Last updated on: March 07, 2006 21:36 IST

The Tarapur Power Reactor Fuel Reprocessing Plant is among the 14 nuclear facilities to be opened by India for international safeguards under the deal with the US.

As per the separation plan unveiled in Parliament Tuesday by Prime Minister Manmohan Singh, the Tarapur plant will be opened to safeguards in the "campaign" mode after 2010.

The Tarapur and Rajasthan 'Away from Reactors' spent fuel storage pools would be made available for safeguards with appropriate phasing between 2006 and 2009, specifies the plan agreed between the two sides during last week's visit by US President George W Bush in India.

India has also agreed to classify Heavy Water Production plants at Thal, Tuticorin and Hazira as civilian between 2006 and 2009.

The other facilities, which India has agreed to declare as civilian, are Tata Institute of Fundamental Research, Variable Energy Cyclotron Centre, Saha Institute of Nuclear Physics, Institute for Plasma Research, Institute of Mathematics Sciences, Institute of Physics, Tata Memorial Centre, Board of Radiation and Isotope Technology and Harish Chandra Research Institute.

Under the agreement which entails that India declare 14 of its 22 nuclear facilities as civilian by 2014, New Delhi has agreed to shut down CIRUS reactor in Trombay-based BARC in 2010.

India has, however, refused to accept safeguards on the Prototype Fast Breeder Reactor and the Fast Breeder Test Reactor, both located at Kalpakkam.

New Delhi has argued that the fast breeder programme is at the research and development stage and its technology will take time to mature and reach an advanced stage of development.

The 14 nuclear reactors to be opened for international safeguards will include four already under the safeguards -- TAPS (1 and 2) and RAPS (1 and 2) besides KK (1 and 2) that are under construction.

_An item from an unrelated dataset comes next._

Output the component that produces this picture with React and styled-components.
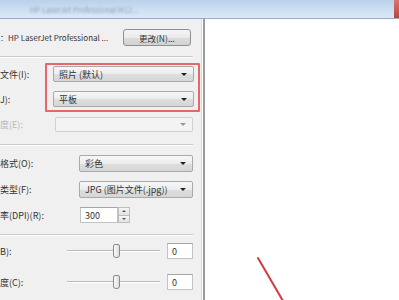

As per the deal, India has decided to place under safeguards all future civilian thermal power reactors and civilian breeder reactors.

The Indian government, however, retains the sole right to determine such reactors as civilian. The move to classify the nuclear reactors as civilian will raise the total installed thermal power capacity under safeguards from 19 per cent to 65 per cent by 2014.